With the current technology the animators are able to put every nuance, in gesture and look, into the animated Ape that Serkis gives in his performance. Also unlike the past digital technology, no longer is the actor/actresses playing the role of the animated character relegated to a studio nowhere near the other actors. With this current incarnation of Motion Capture the actors are right there with the other actors acting and interacting in real time on set making the performances that much more believable and true. Gone are the days of Charles Fleischer off camera saying his lines while actors pantomime with green balls and floating props. Done away with are the Ahmed Best’s goofy headgear “acting” out scenes with Liam Neeson and Ewan McGregor with silver orbs.

This is about as close to being with the digital characters as you can get.
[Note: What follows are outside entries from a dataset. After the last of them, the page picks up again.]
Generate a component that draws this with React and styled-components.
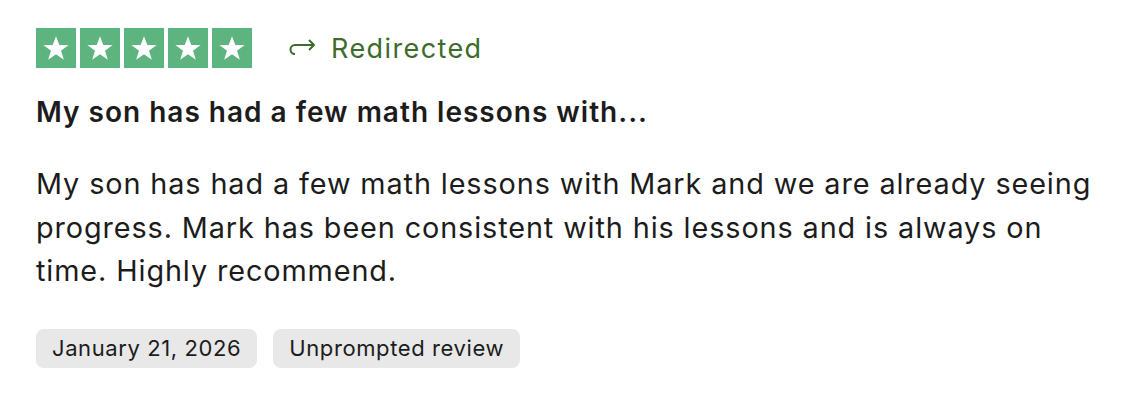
import styled, { createGlobalStyle } from "styled-components";

const GlobalStyle = createGlobalStyle`
  body {
    margin: 0;
    background: #fff;
    font-family: Inter, "Noto Sans", sans-serif;
    color: #1c1c1c;
  }
`;

const Card = styled.article`
  padding: 28px 36px;
  display: flex;
  flex-direction: column;
`;

const TopRow = styled.div`
  display: flex;
  align-items: center;
  gap: 36px;
`;

const Stars = styled.div`
  display: flex;
  gap: 4px;
`;

const StarBox = styled.div`
  width: 40px;
  height: 40px;
  background: #5db47f;
  display: grid;
  place-items: center;
`;

const Redirect = styled.span`
  display: flex;
  align-items: center;
  gap: 14px;
  color: #3d6b2c;
  font-size: 27px;
  letter-spacing: 1.4px;
`;

const Title = styled.h2`
  margin: 24px 0 0;
  font-size: 28px;
  font-weight: 600;
  line-height: 40px;
  letter-spacing: 1px;
`;

const Body = styled.p`
  margin: 30px 0 0;
  font-size: 28.8px;
  line-height: 43.5px;
  letter-spacing: 0.9px;
  max-width: 1075px;
`;

const Tags = styled.div`
  display: flex;
  gap: 16px;
  margin-top: 36px;
`;

const Tag = styled.span`
  background: #e8e8e8;
  border-radius: 8px;
  padding: 0 16px;
  height: 39px;
  display: flex;
  align-items: center;
  font-size: 22px;
  letter-spacing: 0.6px;
`;

const Star = () => (
  <svg width="30" height="30" viewBox="0 0 24 24">
    <path
      fill="#fff"
      d="M12 2.5l2.6 7.1h7.5l-6.1 4.5 2.3 7.2L12 16.9l-6.3 4.4 2.3-7.2L1.9 9.6h7.5z"
    />
  </svg>
);

const Arrow = () => (
  <svg width="29" height="22" viewBox="0 0 29 22" fill="none" stroke="#3d6b2c" strokeWidth="2">
    <path d="M21 3l5 5-5 5" strokeLinejoin="round" />
    <path d="M26 8H7a4.5 4.5 0 0 0 0 9" />
  </svg>
);

export default function App() {
  return (
    <>
      <GlobalStyle />
      <Card>
        <TopRow>
          <Stars>
            {[0, 1, 2, 3, 4].map((i) => (
              <StarBox key={i}>
                <Star />
              </StarBox>
            ))}
          </Stars>
          <Redirect>
            <Arrow />
            Redirected
          </Redirect>
        </TopRow>
        <Title>My son has had a few math lessons with...</Title>
        <Body>
          My son has had a few math lessons with Mark and we are already seeing
          progress. Mark has been consistent with his lessons and is always on
          time. Highly recommend.
        </Body>
        <Tags>
          <Tag>January 21, 2026</Tag>
          <Tag>Unprompted review</Tag>
        </Tags>
      </Card>
    </>
  );
}
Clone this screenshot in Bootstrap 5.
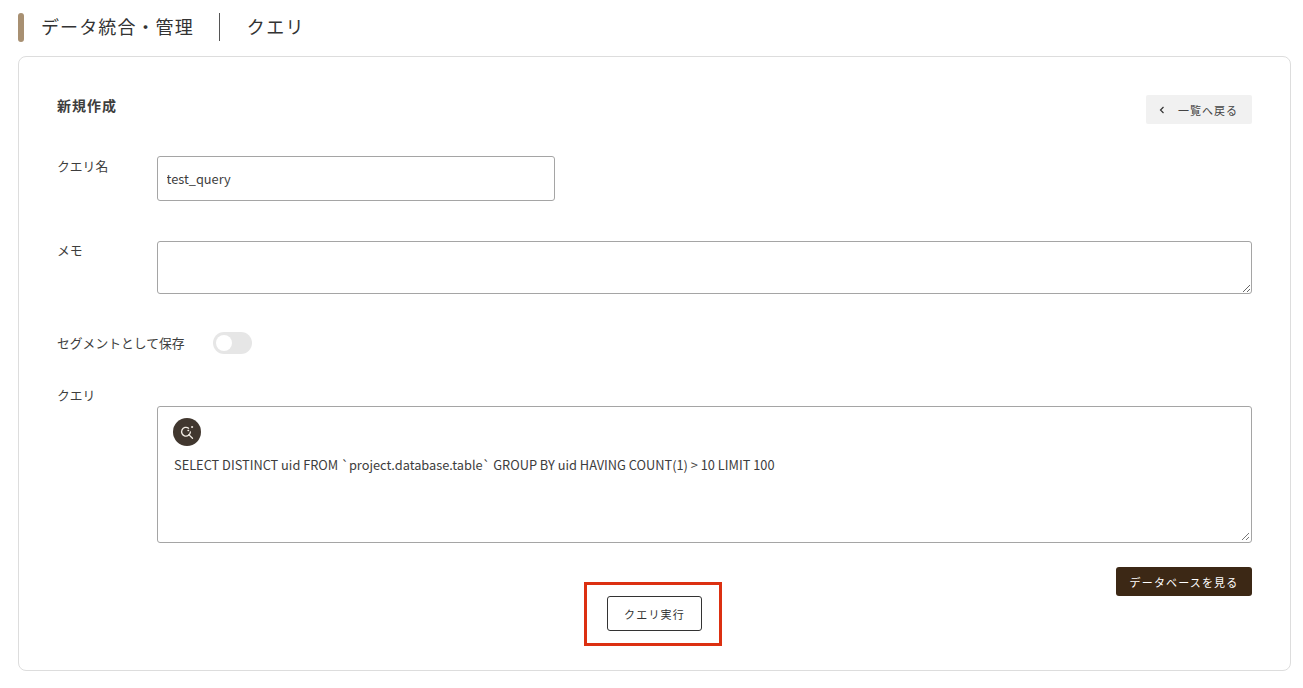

And because the detail is so fine and they get every muscle movement in the face, the animation is just that much more believable but without that “uncanny valley” feel like you get with films like Polar Express or X-Men: The Last Stand. The actor is so important. Serkis is just as present in the roll of Caesar as Roddy McDowell was in the rubber mask in the original films.

The story is very solid and while not wholly original has so many great moments. Like it’s predecessor and the films it derives from, this film is chock full of sociological and moralistic analogies and balances the scales of preachy and not preachy pretty well. Taking a lot of cues from the 4 sequels of the original PotA film, fans will enjoy all the nods to the original series.

Jason Clarke makes for a good counterpart and friend to Caesar. He has the heart of James Franco’s character, Will, from RotPotA and genuinely wants good for both man and ape. Kerri Russell (Felicity, Waitress) is his friend and companion, a doctor and his son, Alexander played by Kodi Smit-McPhee (Paranorman, Let Me In) join him the pro ape/human side. Equally great, as always, is Oldman, whom I personally think has never acted poorly in a film. He always brings his A game. Even if the film is crap. This one is NOT crap at all. Just clarifying.

Loyal fans of both the original PotA films and the new ones, even those still loyal to the Tim Burton fiasco of 2001 will be happy with this film.

The writing team of Rick Jaffa and Amanda Silver, who return to scribe this film have penned another great installment to the PotA series. With the direction by Cloverfield and Let Me In director, Matt Reeves, this film is a well made, thought provoking and endearing film.

Visually stunning with amazing special effects, Dawn of the Planet of the Apes is the perfect Summer blockbuster film.

I look forward to the next film in this series.